阿部さん、4年間を無遅刻無欠席で卒業 東高浮島分校で8年ぶりに皆勤賞【舞鶴】

投稿日時:2007年03月06日(火)

 溝尻の夜間定時制の東舞鶴高校浮島分校で、阿部周(しゅう)さん(19)=浜=が4年間無遅刻無欠席の皆勤を果たし、卒業した。昼間は働きながら夜間の勉強と両立させた4年間の生活を送った。3月1日に行われた卒業式で皆勤賞を贈られたが、1998年度に表彰者が出て以来8年ぶりの快挙。苦楽をともにした仲間や教職員たちからも祝福を受けた。春からは大学に進学する。  浮島分校では午後6時45分から授業が始まり、同9時に終わる。夕暮れ時の学校には、職場から作業着のまま駆けつける生徒たちの姿を見かけることができる。ほとんどの生徒が昼間何らかの仕事をしているが、学業との両立は厳しい現実もある。今年度の卒業生も入学時には33人いたが、1日の卒業式の席についたのは17人だった。  阿部さんは食堂やスーパーで働きながら学び、無遅刻無欠席を意識しだしたのは1年の終わりごろだった。
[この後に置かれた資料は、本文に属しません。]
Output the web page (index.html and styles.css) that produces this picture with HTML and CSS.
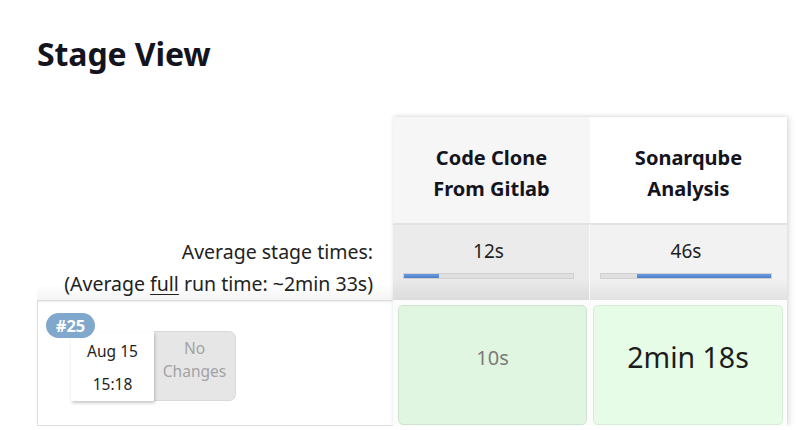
FILE: index.html
```html
<!DOCTYPE html>
<html>
<head>
<meta charset="utf-8">
<link rel="stylesheet" href="styles.css">
</head>
<body>
<div class="page">
  <h1 class="title">Stage View</h1>
  <div class="stage-view">
    <div class="labels">
      <div class="label-head"></div>
      <div class="label-avg">
        <div>Average stage times:</div>
        <div>(Average <u>full</u> run time: ~2min 33s)</div>
      </div>
      <div class="build-row">
        <span class="badge">#25</span>
        <div class="build-info">
          <div class="date-box">
            <div>Aug 15</div>
            <div>15:18</div>
          </div>
          <div class="changes">No<br>Changes</div>
        </div>
      </div>
    </div>
    <div class="stages">
      <div class="stage odd">
        <div class="stage-head">Code Clone<br>From Gitlab</div>
        <div class="stage-avg">
          <div class="avg-time">12s</div>
          <div class="bar"><div class="fill" style="margin-left:0%;width:21%"></div></div>
        </div>
        <div class="stage-cell-wrap"><div class="stage-cell small">10s</div></div>
      </div>
      <div class="stage even">
        <div class="stage-head">Sonarqube<br>Analysis</div>
        <div class="stage-avg">
          <div class="avg-time">46s</div>
          <div class="bar"><div class="fill" style="margin-left:21%;width:79%"></div></div>
        </div>
        <div class="stage-cell-wrap"><div class="stage-cell big">2min 18s</div></div>
      </div>
    </div>
  </div>
</div>
</body>
</html>
```
FILE: styles.css
```css
html, body {
  margin: 0;
  padding: 0;
  background: #fff;
}
body {
  font-family: "Noto Sans", "Open Sans", sans-serif;
  color: #1a1a1a;
}
.page {
  padding: 0 0 0 37px;
}
.title {
  margin: 0;
  padding-top: 33px;
  height: 117px;
  box-sizing: border-box;
  font-size: 32px;
  line-height: 42px;
  font-weight: 700;
  color: #14141f;
  letter-spacing: -0.1px;
}
.stage-view {
  display: flex;
  align-items: flex-start;
}
.labels {
  width: 356px;
  display: flex;
  flex-direction: column;
}
.label-head {
  height: 106px;
}
.label-avg {
  height: 77px;
  box-sizing: border-box;
  padding: 13px 20px 0 0;
  text-align: right;
  font-size: 19.5px;
  line-height: 32px;
  color: #222;
  background: linear-gradient(#fff 80%, #f4f4f4);
}
.label-avg u {
  text-decoration-thickness: 1px;
  text-underline-offset: 3px;
}
.build-row {
  position: relative;
  height: 126px;
  box-sizing: border-box;
  border-top: 1px solid #dcdcdc;
  border-left: 1px solid #dedede;
  border-bottom: 1px solid #dedede;
  box-shadow: inset 0 3px 2px -2px #ececec;
}
.badge {
  position: absolute;
  left: 8px;
  top: 12px;
  z-index: 2;
  width: 49px;
  height: 25px;
  border-radius: 13px;
  background: #7fa8cc;
  color: #fff;
  font-weight: 700;
  font-size: 16.5px;
  line-height: 25px;
  text-align: center;
}
.build-info {
  display: flex;
  margin: 31px 0 0 33px;
}
.date-box {
  width: 83px;
  height: 69px;
  box-sizing: border-box;
  background: #fff;
  box-shadow: 1px 2px 3px rgba(0, 0, 0, 0.22);
  text-align: center;
  font-size: 15.5px;
  line-height: 33px;
  padding-top: 3px;
  color: #1e1e1e;
  position: relative;
  z-index: 1;
}
.changes {
  width: 82px;
  height: 70px;
  box-sizing: border-box;
  margin-top: -1px;
  background: #e6e6e6;
  border: 1px solid #dadada;
  border-left: none;
  border-radius: 0 7px 7px 0;
  color: #a3a3a3;
  font-size: 15.5px;
  line-height: 23px;
  text-align: center;
  padding-top: 5px;
}
.stages {
  display: flex;
  box-shadow: 2px 0 6px rgba(0, 0, 0, 0.14), 0 -1px 3px rgba(0, 0, 0, 0.05);
}
.stage {
  width: 197px;
  display: flex;
  flex-direction: column;
}
.stage-head {
  height: 106px;
  box-sizing: border-box;
  padding-top: 25px;
  text-align: center;
  font-weight: 700;
  font-size: 20px;
  line-height: 31px;
  color: #14141f;
}
.odd .stage-head { background: #f6f6f6; }
.even .stage-head { background: #fff; }
.stage-avg {
  height: 77px;
  box-sizing: border-box;
  border-top: 2px solid #e2e2e2;
  padding: 12px 15px 0 10px;
}
.odd .stage-avg { background: linear-gradient(#ebebeb 0%, #ebebeb 70%, #dcdcdc 100%); }
.even .stage-avg { background: linear-gradient(#f2f2f2 0%, #f2f2f2 70%, #e2e2e2 100%); }
.odd .stage-avg { border-right: 1px solid #f8f8f8; }
.avg-time {
  text-align: center;
  font-size: 19px;
  line-height: 28px;
  color: #1e1e1e;
}
.bar {
  margin-top: 8px;
  height: 6px;
  box-sizing: border-box;
  border: 1px solid #d0d0d0;
  background: #e0e0e0;
  display: flex;
}
.fill {
  height: 4px;
  margin-top: 0;
  background: linear-gradient(#6d9be0, #4a7fcb);
}
.stage-cell-wrap {
  height: 126px;
  box-sizing: border-box;
  padding: 5px 3px 1px 5px;
  background: #fcfcfc;
}
.even .stage-cell-wrap { padding: 5px 4px 1px 3px; }
.stage-cell {
  height: 100%;
  box-sizing: border-box;
  border: 1px solid #cfe4cf;
  border-radius: 5px;
  display: flex;
  align-items: center;
  justify-content: center;
}
.odd .stage-cell { background: #e0f6e0; }
.even .stage-cell { background: #e6fce6; border-color: #d6ecd6; }
.small {
  font-size: 20px;
  color: #7b7b7b;
  padding-bottom: 16px;
}
.big {
  font-size: 28.5px;
  color: #1c1c1c;
  padding-bottom: 16px;
}
```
その後何度も疲れて挫折しそうになったが、最後までやり通そうと強い意志を持ちつづけた。体調管理に気を配ったが、風邪で発熱した日も出席した。4年間の楽しかった思い出に「仲間たちといろんな話ができたこと」を挙げ、それも学校へ行く励みになった。  「中学校は半分ぐらいしか通えず親に心配をかけた。その分、高校ではがんばろうと思った。いまは素直にうれしい。とても自信になった」と笑顔を見せていた。成績も優秀だったことから、財団法人全国高等学校定時制通信制教育振興会の優秀生徒表彰も受けた。卒業後は京都市内の四年制大学に進学し、日本史を学ぶことにしている。  また、同じく卒業生の井上拓磨さんが、同振興会の優秀生徒表彰のクラブ活動優良で受賞した。全国高等学校定時制通信制陸上競技大会に、井上さんは3年連続で出場。男子走り幅跳びや100メートル、400メートルリレーに出て、4年生最後の大会ではリレーで6位入賞を果たした。  卒業式では田口生夫校長が17人に卒業証書を手渡した後、「がんばった自分を誇りに思うとともに周囲への感謝を忘れないでほしい。これからも苦難に負けることなく人生を切り開いていってください」と言葉を送った。  最後に卒業生を代表して森野智恵さんがステージに上がり、「これまで経験のなかった昼働き夜学ぶ生活は、33人の仲間が次々と減り厳しさを痛感した。きょうを迎えることができたのも仲間、先生、家族の支えがあったからこそと感謝しています」と、涙で言葉を詰まらせながらいまの気持ちを伝えた。